Right, powered by this fresh fruit and carbo meal and inspired by the beautiful Fall colors at our camp site and the prospects of more astronomical wonders to be unveiled, Jessica (gymnastics coach!) leads the Orr twins and Dave in an A-S-T-R-O cheer. And capped with some high-5'ing all around.
Next we drove up the Naciemento canyon through a canopy of oaks and maples in beautiful yellow and orange colors to the saddle where Coast Ridge Rd crosses. Here, we had a panoramic view of the Big Sur coast far below. I gave a lecture on inner planet structural determiners - size and cooling rate and plate tectonics. Then focused on the unique geologic history of California and Big Sur. I brought along some metamorphic schist from camp and compared it to the road cut metamorphics, all formed in the Mesazoic period 100 million years ago when a deep sea trench defined California. Check out our happy crew below. Front row left to right are Nicholas River, Chris, Mike, Otis, Jessica C., and smiling Dave. In the back row is Kathryn, Aaron, Doug, Heather, Jessica H., Mark, Maria, Lindsay, Darrell, Mila, Karen, Scott, Ingrid, Randa, and Chadwick. After the lecture, students got some free time. Many went to the Jade Festival down near Sand Dollar Beach, others did some studying for classes in nooks and crannies along the rugged coast.

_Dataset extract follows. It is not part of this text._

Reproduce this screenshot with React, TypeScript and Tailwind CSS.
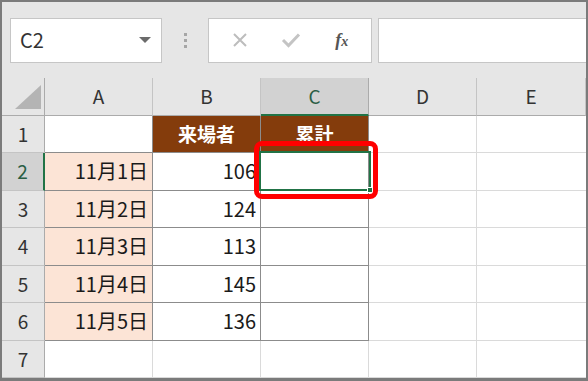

Jessica and I headed east, back down towards Hunter-Liggett to explore Mission San Antonio, one of the best and least visited of the California missions. It's about half a mile east of the main headquarters of Fort Hunter-Liggett, which is based around William Randolf Hearst's hunting lodge.
The mission grounds are kept with some of the original fruit trees and their offspring planted by the missionaries, including pomegranate and figs.
Candle making was done by dipping a string into this tallow vat over and over.
... is that a skull being carried by that priest? Those inquisition-era Catholics were not to be trifled with by the natives!
Jessica remembers her childhood, in the large church. She helped explain the uses of the various balconies, side rooms, and kneeling boards.
Later, we headed to the beach. The rock types and minerals of the Big Sur are easiest to decipher where they've been exposed at the coastline.
Here below Kirk Creek campground is chert and calcium carbonate-infused metamorphic shale.
The beaches contain bits of jade polished round by eons in the surf zone, here on calcium carbonate veins. At left is metamorphic sedimentary rock showing severely warped bedding in this folded, earthquake-faulted ancient subduction zone.
In late afternoon, we returned to camp and I fixed a dinner of pasta, basil/tomato sauce, and fresh sliced veges with olive oil and parmesan. Heather brought home-made brownies which we devoured while studying galaxies around the telescope, including the one and only quasar-like example visible in small telescopes; the Seyfert galaxy M77 in Cetus. Skies were so dark that we could see the Helix nebula without an H-alpha filter. Then, I recap'ed the value of timing the occultations of star by asteroids to determine their precise sizes and shapes, and then the crew watched as I worked hard to patch together the video system so we could watch for the occultation of a faint star by the asteroid Jarmila. Alas, the predicted path was likely slightly south of us, and we saw a near miss. (This is common; prediction errors and equipment problems typically result in no-occultations for 3 out of every 4 attempts). Then we packed the equipment into my car and got to sleep in order to get up at 3:45am and drive the 50 miles to Lake Naciemento for the graze of 46 Leonis at 6am the next morning. I did not make driving to the graze a requirement, since I would be video-recording the event for all to see and study during breakfast back at camp the next morning. But still, three carloads of students volunteered to join me. We drove south through Fort Hunter Liggett and had to show our papers again, this time without trouble. Jessica was my co-pilot, monitoring the GPS unit to make sure we arrived at the right longitude and latitude. I chose observing at 0.5 mi south of the limit; risky because it was at the top of the lunar profile, but also promising the most spectacular grazing events. While I set up, Chadwick managed to get his car stuck in a ditch, but the rest of the crew bailed him out. At left, SpongeBob sits before the TV and Jessica watches intently the highly magnified thin northern cusp of the moon and the bright red giant star (click the picture: the star is visible as a blob at the tip of the cusp on the TV monitor), while Dave grins with... anticipation? We all waited and cheered for the star to disappear.... but it never did. Arghh! An apparent south shift resulted in a miss! And this was the best graze of the year... Bummer!
We looked at the Orion Nebula right after the graze,as dawn began. A beautiful sunrise during the drive back to camp, and then I fixed my Sunday breakfast - hash brown'd red rose pototoes in olive oil with anaheim peppers, leeks, and plenty of cumin, cilantro, and other spices.
Darren and Chris warm in the first rays of sunlight.
Jessica and Maria have big smiles as they enjoy the hot breakfast in the October dawn chill.
Then, it was time to say goodbye after a good weekend. On the drive home up the coast, I stopped at Lime Kiln State Park; the sunlight filtering through the redwood covered streams make this one of the most beautiful spots on the Big Sur coast.
We'll return again in the future - Big Sur is one of the classic places for field astronomy. Join us!